O país preferiu não esperar pelas chuvas e construiu um sistema que começa com as famosas usinas de dessalinização na costa do Mediterrâneo, passa por túneis e adutoras gigantescas que escalam o famoso e bíblico Monte Carmel, local por onde passaram profetas como Elias, Daniel, Josias e Jesus.

Ao descer o monte rumo à cidade bíblica de Tiberíades, erguida por Herodes em homenagem ao imperador romano Tibério, há mais de dois mil anos, a água chega a um reservatório de equalização que se conecta ao sistema nacional invertido, capaz de fazer a água correr ao contrário e assim é despejada no Kineret ou Mar da Galileia.

Enquanto esse sistema era montado, o país desenvolveu uma máquina de reuso que recicla 90% do esgoto e sustenta toda agricultura da região apoiada em irrigação por gotejamento, sistema também desenvolvido pelos israelenses que evita o uso indevido da água.

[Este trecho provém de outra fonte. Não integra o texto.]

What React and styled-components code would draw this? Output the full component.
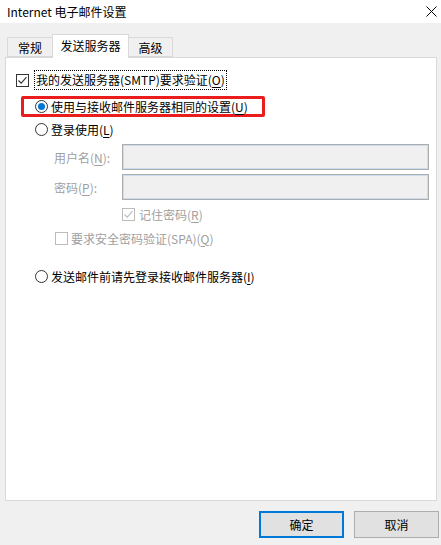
import React from 'react';
import styled, { createGlobalStyle } from 'styled-components';

const GlobalStyle = createGlobalStyle`
  html, body {
    margin: 0;
    padding: 0;
    background: #f0f0f0;
  }
  body {
    font-family: "Noto Sans CJK SC", "Noto Sans", sans-serif;
    font-size: 12px;
    color: #000;
  }
`;

const Window = styled.div`
  width: 441px;
  height: 545px;
  display: flex;
  flex-direction: column;
  background: #f0f0f0;
  overflow: hidden;
`;

const TitleBar = styled.div`
  height: 23px;
  flex: none;
  background: #fff;
  display: flex;
  align-items: center;
  justify-content: space-between;
  padding: 0 4px 0 7px;
  line-height: 23px;
`;

const Body = styled.div`
  flex: 1;
  display: flex;
  flex-direction: column;
  padding: 11px 4px 0 5px;
`;

const TabRow = styled.div`
  display: flex;
  align-items: flex-end;
  height: 23px;
  padding-left: 2px;
  position: relative;
  z-index: 1;
`;

const Tab = styled.div`
  height: ${(p) => (p.$active ? '24px' : '20px')};
  box-sizing: border-box;
  padding: ${(p) => (p.$active ? '0 7px' : '0 5px')};
  margin: ${(p) => (p.$active ? '0 -1px -1px -1px' : '0')};
  border: 1px solid #d9d9d9;
  border-bottom: ${(p) => (p.$active ? 'none' : '1px solid #d9d9d9')};
  background: ${(p) => (p.$active ? '#fff' : '#f0f0f0')};
  display: flex;
  align-items: center;
  justify-content: center;
  min-width: ${(p) => p.$w}px;
  position: relative;
  z-index: ${(p) => (p.$active ? 2 : 1)};
  padding-bottom: ${(p) => (p.$active ? '2px' : '0')};
`;

const Panel = styled.div`
  height: 444px;
  box-sizing: border-box;
  border: 1px solid #d9d9d9;
  background: #fff;
  padding: 12px 0 0 10px;
  display: flex;
  flex-direction: column;
  align-items: flex-start;
`;

const Row = styled.div`
  display: flex;
  align-items: center;
  height: ${(p) => p.$h || 20}px;
  margin-top: ${(p) => p.$mt || 0}px;
  margin-left: ${(p) => p.$ml || 0}px;
  color: ${(p) => (p.$disabled ? '#a0a0a0' : '#000')};
`;

const Focus = styled.span`
  border: 1px dotted #000;
  padding: 0 1px;
  line-height: 18px;
  margin-left: 2px;
`;

const Highlight = styled.div`
  width: 244px;
  height: 21px;
  box-sizing: border-box;
  border: 3px solid #ea1c1c;
  border-radius: 2px;
  margin: 6px 0 0 5px;
  padding-left: 11px;
  display: flex;
  align-items: center;
`;

const Box = styled.span`
  width: 13px;
  height: 13px;
  box-sizing: border-box;
  border: 1px solid ${(p) => (p.$disabled ? '#bcbcbc' : '#333')};
  background: #fff;
  flex: none;
  display: flex;
  align-items: center;
  justify-content: center;
  margin-right: ${(p) => p.$gap || 3}px;
`;

const Radio = styled.span`
  width: 13px;
  height: 13px;
  box-sizing: border-box;
  border-radius: 50%;
  border: 1px solid #333;
  flex: none;
  display: flex;
  align-items: center;
  justify-content: center;
  margin-right: 3px;
  &::after {
    content: '';
    width: 7px;
    height: 7px;
    border-radius: 50%;
    background: ${(p) => (p.$checked ? '#0078d7' : 'transparent')};
  }
`;

const Label = styled.span`
  width: 68px;
  flex: none;
  color: #a0a0a0;
`;

const Field = styled.div`
  width: 307px;
  height: 26px;
  box-sizing: border-box;
  border: 1px solid #adadad;
  box-shadow: inset 0 0 0 1px #c9dcf0;
  background: #f0f0f0;
`;

const Buttons = styled.div`
  display: flex;
  justify-content: flex-end;
  gap: 10px;
  margin: 10px -2px 0 0;
`;

const Button = styled.button`
  width: 85px;
  height: 27px;
  box-sizing: border-box;
  background: #e1e1e1;
  border: ${(p) => (p.$default ? '2px solid #0078d7' : '1px solid #adadad')};
  font-family: inherit;
  font-size: 12px;
  color: #000;
  padding: 0;
`;

const U = styled.u`
  text-underline-offset: 2px;
`;

const Check = ({ color }) => (
  <svg width="11" height="11" viewBox="0 0 11 11">
    <path d="M1.5 5.5 L4.2 8.2 L9.5 2.2" fill="none" stroke={color} strokeWidth="1.1" />
  </svg>
);

export default function App() {
  return (
    <Window>
      <GlobalStyle />
      <TitleBar>
        <span>Internet 电子邮件设置</span>
        <svg width="11" height="11" viewBox="0 0 11 11">
          <path d="M0.5 0.5 L10.5 10.5 M10.5 0.5 L0.5 10.5" stroke="#000" strokeWidth="1" />
        </svg>
      </TitleBar>
      <Body>
        <TabRow>
          <Tab $w={46}>常规</Tab>
          <Tab $active $w={77}>发送服务器</Tab>
          <Tab $w={45}>高级</Tab>
        </TabRow>
        <Panel>
          <Row>
            <Box><Check color="#333" /></Box>
            <Focus>我的发送服务器(SMTP)要求验证(<U>O</U>)</Focus>
          </Row>
          <Highlight>
            <Radio $checked />
            <span>使用与接收邮件服务器相同的设置(<U>U</U>)</span>
          </Highlight>
          <Row $mt={2} $ml={19}>
            <Radio />
            <span>登录使用(<U>L</U>)</span>
          </Row>
          <Row $h={26} $mt={5} $ml={38}>
            <Label>用户名(<U>N</U>):</Label>
            <Field />
          </Row>
          <Row $h={26} $mt={4} $ml={38}>
            <Label>密码(<U>P</U>):</Label>
            <Field />
          </Row>
          <Row $mt={4} $ml={106} $disabled>
            <Box $disabled $gap={4}><Check color="#bcbcbc" /></Box>
            <span>记住密码(<U>R</U>)</span>
          </Row>
          <Row $mt={4} $ml={39} $disabled>
            <Box $disabled />
            <span>要求安全密码验证(SPA)(<U>Q</U>)</span>
          </Row>
          <Row $mt={18} $ml={19}>
            <Radio />
            <span>发送邮件前请先登录接收邮件服务器(<U>I</U>)</span>
          </Row>
        </Panel>
        <Buttons>
          <Button $default>确定</Button>
          <Button>取消</Button>
        </Buttons>
      </Body>
    </Window>
  );
}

Com este sistema implantado, a região da Galileia, onde a agricultura é o carro-chefe da economia local, deixou de usar a água do lago e passou a utilizar a água de reuso.

Além disso, toda polinização e colheita na região é realizada por sensores e robôs.

O resultado: um ecossistema hídrico artificial, complexo, mas altamente eficiente, criado para não permitir, jamais, que o Mar da Galileia chegue novamente à beira da morte.

Israel mostra que rezar ajuda e conforta. Mas a ciência é o caminho para resolver, ao menos em parte, o problema da seca no Oriente Médio.